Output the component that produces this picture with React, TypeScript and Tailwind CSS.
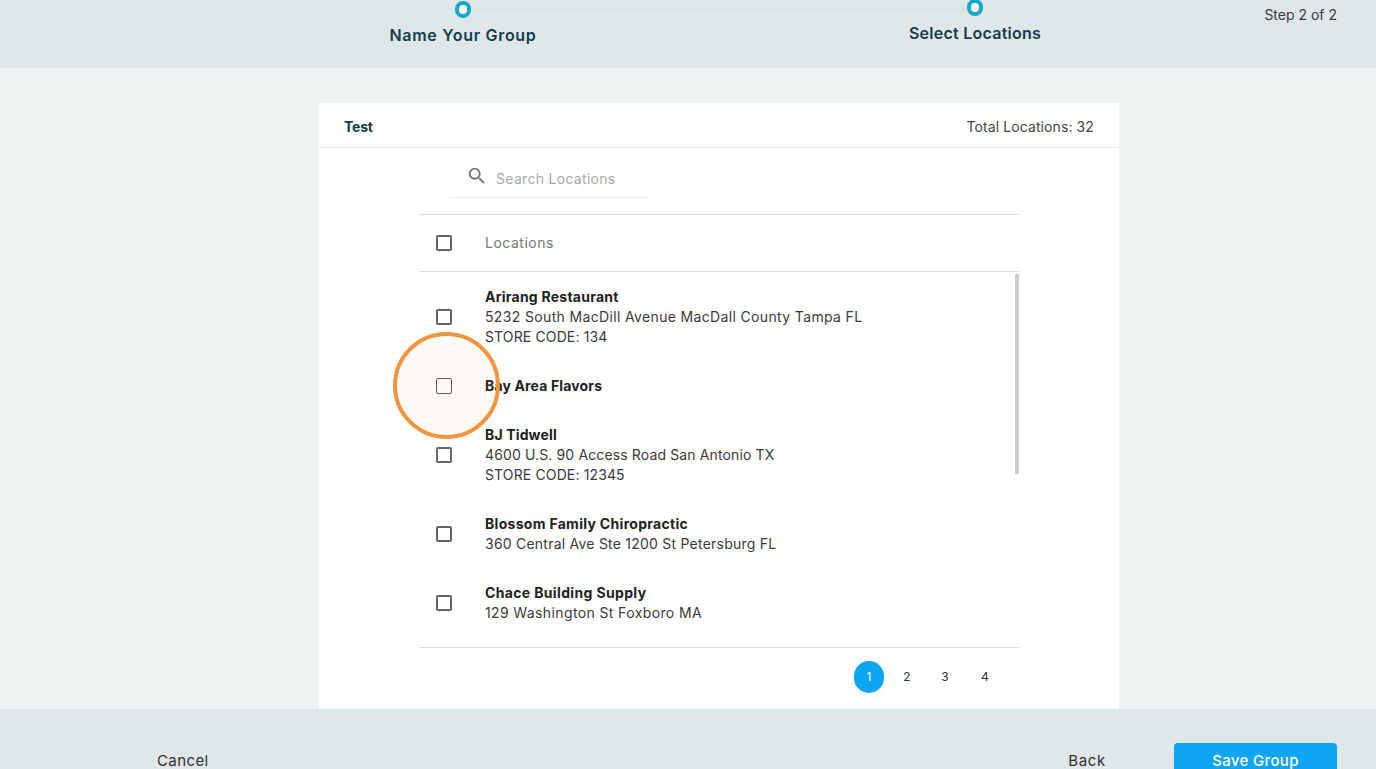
import { MdSearch } from "react-icons/md"

const locations = [
  {
    name: "Arirang Restaurant",
    nameClass: "tracking-[0.24px]",
    lines: [
      { text: "5232 South MacDill Avenue MacDall County Tampa FL", cls: "tracking-[0.35px]" },
      { text: "STORE CODE: 134", cls: "tracking-[0.13px]" },
    ],
  },
  { name: "Bay Area Flavors", nameClass: "tracking-[0.15px]", lines: [], thin: true },
  {
    name: "BJ Tidwell",
    nameClass: "tracking-[0.15px]",
    lines: [
      { text: "4600 U.S. 90 Access Road San Antonio TX", cls: "tracking-[0.13px]" },
      { text: "STORE CODE: 12345", cls: "tracking-[0.13px]" },
    ],
  },
  {
    name: "Blossom Family Chiropractic",
    nameClass: "tracking-[0.3px]",
    lines: [{ text: "360 Central Ave Ste 1200 St Petersburg FL", cls: "tracking-[0.23px]" }],
  },
  {
    name: "Chace Building Supply",
    nameClass: "tracking-[0.35px]",
    lines: [{ text: "129 Washington St Foxboro MA", cls: "tracking-[0.38px]" }],
  },
]

function Checkbox({ thin }: { thin?: boolean }) {
  return (
    <span
      className={
        thin
          ? "block w-4 h-4 shrink-0 rounded-[2px] border border-[#555c60] bg-white"
          : "block w-4 h-4 shrink-0 rounded-[2px] border-2 border-[#666666] bg-white"
      }
    />
  )
}

export default function App() {
  return (
    <div className="relative h-screen w-full overflow-hidden flex flex-col bg-[#eff3f4] font-['Inter',sans-serif] text-[#2b2b2b]">
      {/* Stepper */}
      <header className="relative h-[68px] shrink-0 bg-[#e0e7e9] flex items-start pl-[383px] pr-[39px]">
        <div className="absolute left-[471px] top-[8px] w-[496px] h-[3px] bg-[#d9e1e3]" />
        <div className="relative w-[160px] flex flex-col items-center pt-px">
          <span className="block w-4 h-[17px] rounded-full border-[4px] border-[#16a8cb] bg-white" />
          <span className="mt-[7px] text-[16px] leading-5 font-semibold text-[#123c50] tracking-[0.7px] whitespace-nowrap">Name Your Group</span>
        </div>
        <div className="relative w-[160px] ml-[352px] -mt-px flex flex-col items-center">
          <span className="block w-4 h-[17px] rounded-full border-[4px] border-[#16a8cb] bg-white" />
          <span className="mt-[7px] text-[16px] leading-5 font-semibold text-[#123c50] tracking-[0.25px] whitespace-nowrap">Select Locations</span>
        </div>
        <span className="ml-auto mt-[5px] text-[14px] leading-5 text-[#3a3a3a]">Step 2 of 2</span>
      </header>

      <main className="flex-1 min-h-0 pt-[35px] pl-[319px] flex">
        <section className="w-[800px] bg-white flex flex-col">
          <div className="h-[45px] shrink-0 border-b border-[#e8ebec] flex items-center justify-between px-[25px] pt-[2px]">
            <span className="text-[14px] font-bold text-[#123c50] tracking-[-0.2px]">Test</span>
            <span className="text-[14px] text-[#444444] tracking-[0.1px]">Total Locations: 32</span>
          </div>

          <div className="mx-[100px] flex-1 min-h-0 flex flex-col">
            <div className="h-[67px] shrink-0 border-b border-[#dddddd] pt-[17px] pl-[30px]">
              <div className="w-[201px] h-[33px] border-b border-[#ececec] flex items-start gap-[8px] pl-[17px]">
                <MdSearch size={22} className="text-[#757575] shrink-0" />
                <span className="text-[14px] leading-5 mt-[4px] text-[#a9a9a9] tracking-[0.3px]">Search Locations</span>
              </div>
            </div>

            <div className="h-[57px] shrink-0 border-b border-[#dddddd] flex items-center gap-[33px] pl-[17px]">
              <Checkbox />
              <span className="text-[14px] leading-5 text-[#777777] tracking-[0.5px]">Locations</span>
            </div>

            <div className="relative h-[376px] shrink-0 border-b border-[#dddddd] pt-[15px] flex flex-col gap-[29px] pl-[17px]">
              <div className="absolute right-0 top-[2px] w-[4px] h-[200px] bg-[#cccccc]" />
              {locations.map((l) => (
                <div key={l.name} className="flex items-center gap-[33px]">
                  <Checkbox thin={l.thin} />
                  <div className="text-[14px] leading-5 text-[#3a3a3a]">
                    <div className={`font-bold text-[#222222] ${l.nameClass}`}>{l.name}</div>
                    {l.lines.map((t) => (
                      <div key={t.text} className={t.cls}>{t.text}</div>
                    ))}
                  </div>
                </div>
              ))}
            </div>

            <div className="flex items-center justify-end pt-[13px] pr-[19px] text-[12px] text-[#333333]">
              <span className="w-[30px] h-[32px] rounded-full bg-[#0ea5f2] text-white flex items-center justify-center mr-[8px]">1</span>
              <span className="w-[30px] text-center">2</span>
              <span className="w-[8px]" />
              <span className="w-[30px] text-center">3</span>
              <span className="w-[10px]" />
              <span className="w-[30px] text-center">4</span>
            </div>
          </div>
        </section>
      </main>

      <footer className="h-[60px] shrink-0 bg-[#e0e7e9] overflow-hidden flex items-start pl-[157px] pr-[39px] pt-[34px] text-[15px] text-[#2f2f2f]">
        <span className="mt-[8px] leading-5 tracking-[0.4px]">Cancel</span>
        <span className="ml-auto mt-[8px] leading-5 tracking-[0.7px]">Back</span>
        <span className="ml-[68px] w-[163px] h-[46px] shrink-0 rounded-[4px] bg-[#0ea5f2] text-white font-medium text-center pt-[8px] leading-5 tracking-[0.35px]">Save Group</span>
      </footer>

      {/* Highlight ring from the walkthrough */}
      <div className="absolute left-[393px] top-[332px] w-[107px] h-[107px] rounded-full border-[4px] border-[#f2933d] bg-[#f2933d]/[0.05]" />
    </div>
  )
}
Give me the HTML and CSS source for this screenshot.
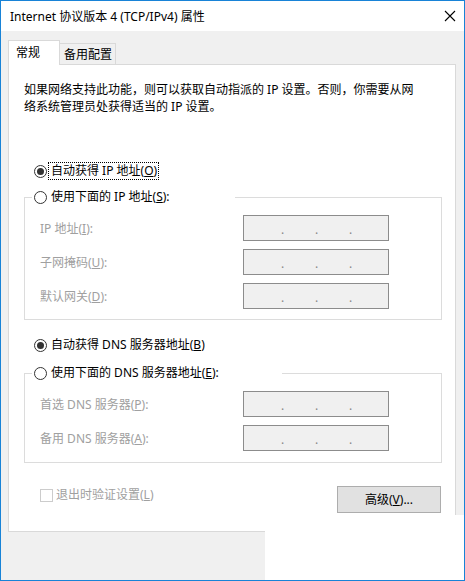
FILE: index.html
```html
<!DOCTYPE html>
<html lang="zh-CN">
<head>
<meta charset="utf-8">
<title>Internet 协议版本 4 (TCP/IPv4) 属性</title>
<link rel="stylesheet" href="styles.css">
</head>
<body>
<div class="window">
  <div class="titlebar">
    <span class="title">Internet 协议版本 4 (TCP/IPv4) 属性</span>
    <svg class="close" width="12" height="12" viewBox="0 0 12 12"><path d="M1 1 L11 11 M11 1 L1 11" stroke="#000" stroke-width="1.1" fill="none"/></svg>
  </div>
  <div class="tabs">
    <div class="tab active">常规</div>
    <div class="tab">备用配置</div>
  </div>
  <div class="panel">
    <p class="intro">如果网络支持此功能，则可以获取自动指派的 IP 设置。否则，你需要从网<br>络系统管理员处获得适当的 IP 设置。</p>

    <div class="radio-row first">
      <span class="radio checked"></span>
      <span class="label focus">自动获得 IP 地址(<u>O</u>)</span>
    </div>

    <div class="group g1">
      <div class="legend ip-legend">
        <span class="radio"></span>
        <span class="label">使用下面的 IP 地址(<u>S</u>):</span>
      </div>
      <div class="field"><span class="flabel">IP 地址(<u>I</u>):</span><span class="ip"><i>.</i><i>.</i><i>.</i></span></div>
      <div class="field"><span class="flabel">子网掩码(<u>U</u>):</span><span class="ip"><i>.</i><i>.</i><i>.</i></span></div>
      <div class="field"><span class="flabel">默认网关(<u>D</u>):</span><span class="ip"><i>.</i><i>.</i><i>.</i></span></div>
    </div>

    <div class="radio-row dns">
      <span class="radio checked"></span>
      <span class="label">自动获得 DNS 服务器地址(<u>B</u>)</span>
    </div>

    <div class="group g2">
      <div class="legend dns-legend">
        <span class="radio"></span>
        <span class="label">使用下面的 DNS 服务器地址(<u>E</u>):</span>
      </div>
      <div class="field"><span class="flabel">首选 DNS 服务器(<u>P</u>):</span><span class="ip"><i>.</i><i>.</i><i>.</i></span></div>
      <div class="field"><span class="flabel">备用 DNS 服务器(<u>A</u>):</span><span class="ip"><i>.</i><i>.</i><i>.</i></span></div>
    </div>

    <div class="bottom-row">
      <label class="check"><span class="box"></span><span class="clabel">退出时验证设置(<u>L</u>)</span></label>
      <button class="btn">高级(<u>V</u>)...</button>
    </div>
  </div>
  <div class="watermark"></div>
</div>
</body>
</html>
```

FILE: styles.css
```css
* { box-sizing: border-box; }
html, body { margin: 0; padding: 0; }
body {
  width: 465px;
  height: 581px;
  overflow: hidden;
  font-family: "Segoe UI", "Noto Sans", "Noto Sans CJK SC", sans-serif;
  font-size: 12px;
  color: #000;
  background: #fff;
}
.window {
  position: relative;
  width: 465px;
  height: 581px;
  border: 1px solid #1883d7;
  background: #f0f0f0;
  overflow: hidden;
}
.titlebar {
  height: 30px;
  background: #fff;
  display: flex;
  align-items: center;
  justify-content: space-between;
  padding: 0 8px 0 9px;
}
.title { line-height: 15px; }
.close { display: block; margin-top: -1px; }

.tabs {
  margin-top: 9px;
  height: 24px;
  padding-left: 7px;
  display: flex;
  align-items: flex-end;
}
.tab {
  height: 21px;
  line-height: 15px;
  padding: 3px 0 0 4px;
  width: 57px;
  margin-left: -1px;
  border: 1px solid #d9d9d9;
  border-bottom: none;
  background: #f0f0f0;
}
.tab.active {
  position: relative;
  z-index: 1;
  margin-left: 0;
  width: 52px;
  height: 25px;
  margin-bottom: -1px;
  padding: 4px 0 0 7px;
  background: #fff;
}

.panel {
  margin-left: 7px;
  width: 448px;
  height: 468px;
  background: #fff;
  border: 1px solid #d9d9d9;
  display: flex;
  flex-direction: column;
}
.intro {
  margin: 16px 0 0 15px;
  line-height: 17px;
}

.radio-row, .legend {
  display: flex;
  align-items: center;
  height: 16px;
}
.radio-row { padding-left: 25px; }
.radio-row.first { margin-top: 48px; }
.radio-row.dns { margin-top: 17px; }

.radio {
  width: 13px;
  height: 13px;
  border: 1px solid #333;
  border-radius: 50%;
  background: #fff;
  display: flex;
  align-items: center;
  justify-content: center;
  flex: none;
}
.radio.checked::after {
  content: "";
  width: 7px;
  height: 7px;
  border-radius: 50%;
  background: #333;
}
.label {
  margin-left: 2px;
  padding: 0 1px 0 2px;
  line-height: 16px;
  white-space: nowrap;
}
.label.focus { outline: 1px dotted #000; outline-offset: 0; }

.group {
  margin: 0 13px 0 15px;
  border: 1px solid #dcdcdc;
  display: flex;
  flex-direction: column;
  gap: 8px;
}
.g1 { margin-top: 18px; padding-bottom: 10px; }
.g2 { margin-top: 20px; padding-bottom: 11px; }
.legend {
  margin: -9px 0 2px 7px;
  padding-left: 2px;
  background: #fff;
}
.ip-legend { width: 203px; }
.dns-legend { width: 250px; }

.field {
  display: flex;
  align-items: center;
  height: 26px;
}
.flabel {
  width: 218px;
  padding-left: 15px;
  color: #a0a0a0;
  white-space: nowrap;
}
.ip {
  width: 146px;
  height: 26px;
  border: 1px solid #8c8c8c;
  background: #f0f0f0;
  display: flex;
  align-items: center;
  padding: 3px 0 0 37px;
  gap: 31px;
  color: #888;
}
.ip i { font-style: normal; width: 3px; line-height: 12px; }

.bottom-row {
  margin: 23px 14px 0 31px;
  display: flex;
  justify-content: space-between;
  align-items: flex-start;
}
.check {
  display: flex;
  align-items: center;
  margin-top: 1px;
  height: 16px;
}
.box {
  width: 13px;
  height: 13px;
  border: 1px solid #cccccc;
  background: #fff;
}
.clabel {
  margin-left: 3px;
  color: #a0a0a0;
  line-height: 16px;
}
.btn {
  width: 104px;
  height: 27px;
  border: 1px solid #adadad;
  background: #e1e1e1;
  font: inherit;
  color: #000;
  padding: 0;
  line-height: 15px;
}

.watermark {
  position: absolute;
  left: 264px;
  top: 514px;
  width: 201px;
  height: 67px;
  background: #fff;
}
```
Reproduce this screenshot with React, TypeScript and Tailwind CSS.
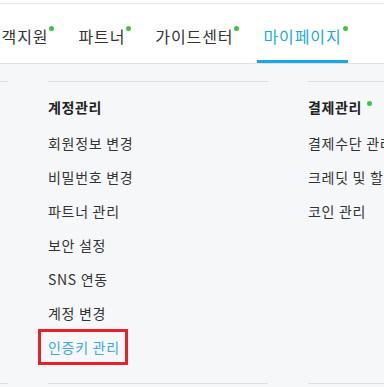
import React from 'react';

const TABS = [
  { label: '고객지원', active: false },
  { label: '파트너', active: false },
  { label: '가이드센터', active: false },
  { label: '마이페이지', active: true },
];

type Column = { title: string; dot?: boolean; items: { label: string; active?: boolean }[] };

const COLUMNS: Column[] = [
  { title: '', items: [] },
  {
    title: '계정관리',
    items: [
      { label: '회원정보 변경' },
      { label: '비밀번호 변경' },
      { label: '파트너 관리' },
      { label: '보안 설정' },
      { label: 'SNS 연동' },
      { label: '계정 변경' },
      { label: '인증키 관리', active: true },
    ],
  },
  {
    title: '결제관리',
    dot: true,
    items: [{ label: '결제수단 관리' }, { label: '크레딧 및 할인 관리' }, { label: '코인 관리' }],
  },
];

export default function App() {
  return (
    <div
      className="w-[384px] h-[387px] overflow-hidden bg-white"
      style={{ fontFamily: '"Noto Sans CJK KR", "Noto Sans", sans-serif' }}
    >
      <div className="mt-[3px] border-t border-[#e6e6e6]" />

      {/* Top nav */}
      <nav className="h-[60px] border-b border-[#e1e1e1] flex gap-[18px] ml-[-20px]">
        {TABS.map((tab) => (
          <div
            key={tab.label}
            className={`relative shrink-0 flex items-start pl-[6px] pt-[21px] ${
              tab.active ? 'border-b-[3px] border-[#16a9e9]' : ''
            }`}
          >
            <span
              className={`text-[16px] leading-[22px] tracking-[0.9px] whitespace-nowrap ${
                tab.active ? 'text-[#1ea6e4]' : 'text-[#333333]'
              }`}
            >
              {tab.label}
            </span>
            <span className="mt-[1px] ml-[1px] w-[5px] h-[5px] rounded-full bg-[#3fc43f]" />
          </div>
        ))}
      </nav>

      {/* Mega menu */}
      <div className="bg-[#f6f7f9] h-[323px] pt-[17px]">
        <div className="flex gap-[40px] ml-[-212px]">
          {COLUMNS.map((col, i) => (
            <div
              key={i}
              className="w-[220px] shrink-0 border-t border-b border-[#dcdde0] h-[303px] pt-[8px]"
            >
              {col.title && (
                <div className="flex items-start">
                  <span className="text-[14px] leading-[34px] tracking-[0.6px] font-bold text-[#222222] whitespace-nowrap">
                    {col.title}
                  </span>
                  {col.dot && (
                    <span className="mt-[11px] ml-[5px] w-[5px] h-[5px] rounded-full bg-[#3fc43f]" />
                  )}
                </div>
              )}
              <ul className="mt-[2px]">
                {col.items.map((item) => (
                  <li
                    key={item.label}
                    className={`relative text-[14px] leading-[34px] tracking-[0.7px] whitespace-nowrap ${
                      item.active ? 'text-[#3aa9e3]' : 'text-[#333333]'
                    }`}
                  >
                    {item.label}
                    {item.active && (
                      <span className="absolute left-[-10px] top-[-1px] w-[90px] h-[36px] border-[3px] border-[#e8202a]" />
                    )}
                  </li>
                ))}
              </ul>
            </div>
          ))}
        </div>
      </div>
    </div>
  );
}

# # #

Work instructions =>
Scan the listing above for the word "with" and copy every line that holds it.

Reply to the task =>
Output the component that produces this picture with React, TypeScript and Tailwind CSS.
Reproduce this screenshot with React, TypeScript and Tailwind CSS.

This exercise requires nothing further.